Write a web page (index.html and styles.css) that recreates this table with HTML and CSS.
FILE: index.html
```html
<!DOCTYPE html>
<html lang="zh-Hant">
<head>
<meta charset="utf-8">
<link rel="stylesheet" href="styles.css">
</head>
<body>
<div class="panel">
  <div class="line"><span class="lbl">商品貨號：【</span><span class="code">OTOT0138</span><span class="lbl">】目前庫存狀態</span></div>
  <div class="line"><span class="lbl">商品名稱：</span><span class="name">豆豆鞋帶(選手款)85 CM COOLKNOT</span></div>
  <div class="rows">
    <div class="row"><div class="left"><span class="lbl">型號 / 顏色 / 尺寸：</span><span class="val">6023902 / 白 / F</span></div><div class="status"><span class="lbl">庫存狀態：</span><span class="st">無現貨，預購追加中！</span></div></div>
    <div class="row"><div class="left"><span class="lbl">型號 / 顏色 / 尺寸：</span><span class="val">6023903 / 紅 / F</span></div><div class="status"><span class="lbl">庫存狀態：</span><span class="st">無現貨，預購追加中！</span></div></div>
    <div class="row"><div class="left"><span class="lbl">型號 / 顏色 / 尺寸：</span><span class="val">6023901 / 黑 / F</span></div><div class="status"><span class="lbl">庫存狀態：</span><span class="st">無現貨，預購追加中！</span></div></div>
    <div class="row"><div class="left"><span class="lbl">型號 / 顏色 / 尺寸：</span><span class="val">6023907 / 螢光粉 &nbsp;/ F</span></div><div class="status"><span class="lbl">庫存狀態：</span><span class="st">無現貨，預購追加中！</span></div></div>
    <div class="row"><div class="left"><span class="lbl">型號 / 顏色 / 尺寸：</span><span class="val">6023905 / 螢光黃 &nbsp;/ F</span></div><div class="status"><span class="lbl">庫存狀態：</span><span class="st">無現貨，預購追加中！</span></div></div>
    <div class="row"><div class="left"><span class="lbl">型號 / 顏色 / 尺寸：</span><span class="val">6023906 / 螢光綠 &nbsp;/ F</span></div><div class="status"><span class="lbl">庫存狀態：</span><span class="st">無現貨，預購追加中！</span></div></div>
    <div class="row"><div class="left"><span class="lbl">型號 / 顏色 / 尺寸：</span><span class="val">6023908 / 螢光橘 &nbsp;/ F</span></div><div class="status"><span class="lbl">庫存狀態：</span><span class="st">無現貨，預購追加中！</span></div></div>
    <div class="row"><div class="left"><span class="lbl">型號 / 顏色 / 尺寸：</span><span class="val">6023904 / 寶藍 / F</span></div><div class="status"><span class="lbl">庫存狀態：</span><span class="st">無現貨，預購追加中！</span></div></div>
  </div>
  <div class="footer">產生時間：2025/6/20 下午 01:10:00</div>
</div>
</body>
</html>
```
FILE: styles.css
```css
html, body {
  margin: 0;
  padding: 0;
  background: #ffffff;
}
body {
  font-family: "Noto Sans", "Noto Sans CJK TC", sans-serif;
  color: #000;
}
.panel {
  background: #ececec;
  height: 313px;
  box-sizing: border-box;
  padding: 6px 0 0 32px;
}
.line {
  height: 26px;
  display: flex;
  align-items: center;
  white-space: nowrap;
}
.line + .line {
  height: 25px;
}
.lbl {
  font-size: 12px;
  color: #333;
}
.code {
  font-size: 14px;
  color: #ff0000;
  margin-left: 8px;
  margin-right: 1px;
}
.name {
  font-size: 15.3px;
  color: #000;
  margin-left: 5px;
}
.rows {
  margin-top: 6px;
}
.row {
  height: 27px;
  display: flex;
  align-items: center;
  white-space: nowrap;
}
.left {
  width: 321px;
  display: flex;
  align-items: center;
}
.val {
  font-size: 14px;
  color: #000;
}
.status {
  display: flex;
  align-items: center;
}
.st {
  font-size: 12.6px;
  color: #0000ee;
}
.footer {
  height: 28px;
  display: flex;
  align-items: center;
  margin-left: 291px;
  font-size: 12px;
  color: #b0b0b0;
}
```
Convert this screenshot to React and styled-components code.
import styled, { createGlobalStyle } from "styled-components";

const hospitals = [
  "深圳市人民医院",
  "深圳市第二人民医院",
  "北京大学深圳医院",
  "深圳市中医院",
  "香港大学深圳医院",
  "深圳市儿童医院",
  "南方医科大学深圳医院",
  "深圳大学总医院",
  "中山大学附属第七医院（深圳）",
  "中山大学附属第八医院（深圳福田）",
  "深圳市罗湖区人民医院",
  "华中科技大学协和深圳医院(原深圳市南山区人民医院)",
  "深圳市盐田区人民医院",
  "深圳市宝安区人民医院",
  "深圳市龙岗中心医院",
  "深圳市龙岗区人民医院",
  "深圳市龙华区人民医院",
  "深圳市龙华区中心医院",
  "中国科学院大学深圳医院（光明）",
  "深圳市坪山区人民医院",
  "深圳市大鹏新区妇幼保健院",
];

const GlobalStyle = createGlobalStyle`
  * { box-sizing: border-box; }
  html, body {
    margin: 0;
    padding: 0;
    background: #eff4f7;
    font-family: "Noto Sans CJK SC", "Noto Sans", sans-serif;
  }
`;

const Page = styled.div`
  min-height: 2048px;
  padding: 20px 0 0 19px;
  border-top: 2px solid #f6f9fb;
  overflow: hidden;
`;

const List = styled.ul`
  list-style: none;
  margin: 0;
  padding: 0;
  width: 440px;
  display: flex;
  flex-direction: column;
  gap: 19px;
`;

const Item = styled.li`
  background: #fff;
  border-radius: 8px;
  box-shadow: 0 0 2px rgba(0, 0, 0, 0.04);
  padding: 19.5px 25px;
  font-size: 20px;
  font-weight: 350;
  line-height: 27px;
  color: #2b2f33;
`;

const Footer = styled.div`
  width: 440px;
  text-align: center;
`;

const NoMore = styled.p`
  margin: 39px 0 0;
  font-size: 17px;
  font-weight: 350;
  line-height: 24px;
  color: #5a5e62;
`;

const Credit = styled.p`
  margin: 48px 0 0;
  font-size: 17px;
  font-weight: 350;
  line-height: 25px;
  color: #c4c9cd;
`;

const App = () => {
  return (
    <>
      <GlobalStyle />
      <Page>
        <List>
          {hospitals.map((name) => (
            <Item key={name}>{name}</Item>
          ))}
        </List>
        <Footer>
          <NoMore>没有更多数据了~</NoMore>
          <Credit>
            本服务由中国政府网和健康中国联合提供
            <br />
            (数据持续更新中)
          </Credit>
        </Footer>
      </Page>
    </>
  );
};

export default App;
...
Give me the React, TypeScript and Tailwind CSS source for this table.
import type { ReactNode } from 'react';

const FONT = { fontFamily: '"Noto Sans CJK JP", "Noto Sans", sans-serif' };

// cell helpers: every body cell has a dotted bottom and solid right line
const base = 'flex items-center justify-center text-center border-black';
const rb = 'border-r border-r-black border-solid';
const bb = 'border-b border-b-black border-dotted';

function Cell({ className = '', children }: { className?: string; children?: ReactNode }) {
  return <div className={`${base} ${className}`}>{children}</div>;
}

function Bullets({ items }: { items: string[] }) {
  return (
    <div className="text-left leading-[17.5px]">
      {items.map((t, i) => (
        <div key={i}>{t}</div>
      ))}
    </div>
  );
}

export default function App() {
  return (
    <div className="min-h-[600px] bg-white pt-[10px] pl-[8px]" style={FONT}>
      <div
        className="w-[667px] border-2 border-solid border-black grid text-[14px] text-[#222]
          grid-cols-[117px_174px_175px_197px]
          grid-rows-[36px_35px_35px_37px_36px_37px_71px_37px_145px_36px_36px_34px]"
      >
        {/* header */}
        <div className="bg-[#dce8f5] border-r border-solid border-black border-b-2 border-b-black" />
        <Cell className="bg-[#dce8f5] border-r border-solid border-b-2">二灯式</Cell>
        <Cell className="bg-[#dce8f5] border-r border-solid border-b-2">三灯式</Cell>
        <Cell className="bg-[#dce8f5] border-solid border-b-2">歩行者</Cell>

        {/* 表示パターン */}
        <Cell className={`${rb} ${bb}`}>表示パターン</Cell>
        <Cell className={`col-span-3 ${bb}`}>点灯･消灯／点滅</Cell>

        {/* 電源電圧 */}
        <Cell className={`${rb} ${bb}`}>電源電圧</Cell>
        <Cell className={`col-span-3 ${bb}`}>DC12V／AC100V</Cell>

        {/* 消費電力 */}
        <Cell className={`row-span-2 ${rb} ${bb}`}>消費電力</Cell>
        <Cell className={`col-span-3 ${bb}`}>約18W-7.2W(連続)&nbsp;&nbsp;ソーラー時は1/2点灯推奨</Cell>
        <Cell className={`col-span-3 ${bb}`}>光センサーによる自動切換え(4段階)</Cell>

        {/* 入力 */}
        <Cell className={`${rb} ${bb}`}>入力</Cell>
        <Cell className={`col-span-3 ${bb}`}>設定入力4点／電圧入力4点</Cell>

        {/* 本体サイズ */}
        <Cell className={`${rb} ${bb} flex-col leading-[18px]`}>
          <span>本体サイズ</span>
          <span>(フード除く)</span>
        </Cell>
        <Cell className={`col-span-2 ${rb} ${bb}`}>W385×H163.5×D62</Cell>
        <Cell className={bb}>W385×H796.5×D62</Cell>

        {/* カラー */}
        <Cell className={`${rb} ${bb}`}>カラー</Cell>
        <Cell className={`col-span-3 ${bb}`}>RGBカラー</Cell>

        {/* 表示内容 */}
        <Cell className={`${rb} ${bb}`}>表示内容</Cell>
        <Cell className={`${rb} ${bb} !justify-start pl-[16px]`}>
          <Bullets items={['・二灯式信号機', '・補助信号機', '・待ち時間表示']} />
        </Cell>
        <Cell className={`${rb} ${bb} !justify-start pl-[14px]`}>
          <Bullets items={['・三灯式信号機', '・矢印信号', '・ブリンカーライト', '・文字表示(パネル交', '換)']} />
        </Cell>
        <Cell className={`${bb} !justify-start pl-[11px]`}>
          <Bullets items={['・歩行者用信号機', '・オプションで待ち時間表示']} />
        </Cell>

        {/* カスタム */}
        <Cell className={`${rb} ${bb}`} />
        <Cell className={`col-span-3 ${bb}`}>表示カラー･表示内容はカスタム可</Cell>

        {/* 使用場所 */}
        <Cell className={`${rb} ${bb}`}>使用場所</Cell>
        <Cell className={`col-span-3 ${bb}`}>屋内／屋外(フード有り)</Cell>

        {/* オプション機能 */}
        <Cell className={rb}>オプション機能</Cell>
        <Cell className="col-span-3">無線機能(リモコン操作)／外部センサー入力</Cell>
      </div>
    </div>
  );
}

[Problem requirements] Examine the records and pull out every line where the string "table" occurs.

[Exercise response]
Write a web page (index.html and styles.css) that recreates this table with HTML and CSS.
Give me the React, TypeScript and Tailwind CSS source for this table.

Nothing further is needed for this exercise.